3. There is no evidence that AMWC at any time relevant to the complaint, paid any dividend or made any cash distribution to its members or shareholders.
4. AMWC has abandoned its Rule 45 Motion to Dismiss for Lack of Jurisdiction in this proceeding.
1. AMWC is a "mutual water company" within the meaning of the Public Utilities Code.
2. AMWC at all times relevant to the complaint has delivered water to its stockholders and members "at cost" within the meaning of the Public Utilities Code.
3. AMWC should not be declared to be subject to our jurisdiction.
4. Graham's amended complaint should be denied, effective immediately.
IT IS ORDERED that:
1. The amended complaint of complainant Terril L. Graham is denied.
2. Case 99-03-070 is closed.
This order is effective today.
Dated , at San Francisco, California.
2 In addition to Pub. Util. Code § 2705, Graham relies upon Pub. Util. Code § 2725, which defines "mutual water company" for purposes of Div. 1, Part 2, Ch. 3 of the Public Utilities Code, as " . . . any private corporation or association organized for the purposes of delivering water to its stockholders and members at cost, including use of works for conserving, treating and reclaiming water." 3 Indeed, AMWC cites D.25954, a 1932 decision involving similar allegations of misfeasance in AMWC's use of funds by Landowners' League of Atascadero, although not in the context of allegedly making a profit. We stated there that such complaints,Landowners' League of Atascadero v. Atascadero Mutual Water Co., 38 CPUC 1, 6 (1932)."concern matters of internal management which are not within the province of this Commission to control, and do not alter our conclusion in respect to the main issue presented.
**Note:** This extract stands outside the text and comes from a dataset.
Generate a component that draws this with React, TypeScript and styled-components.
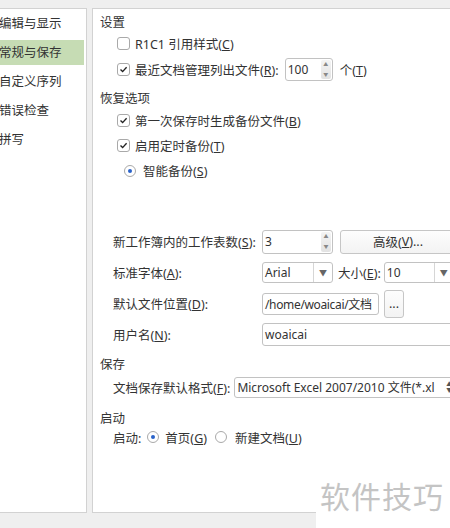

Its charges or assessments for water service rendered may or may not be entirely equitable, or in excess of the actual current cost of operation. It is obvious the recipients of water service, the stockholders themselves, are the beneficiaries of any profits which have accumulated and they in effect are having their waters distributed among them at actual cost. They have it within their power to administer the affairs of their corporation in any legal manner which will best promote their own interests."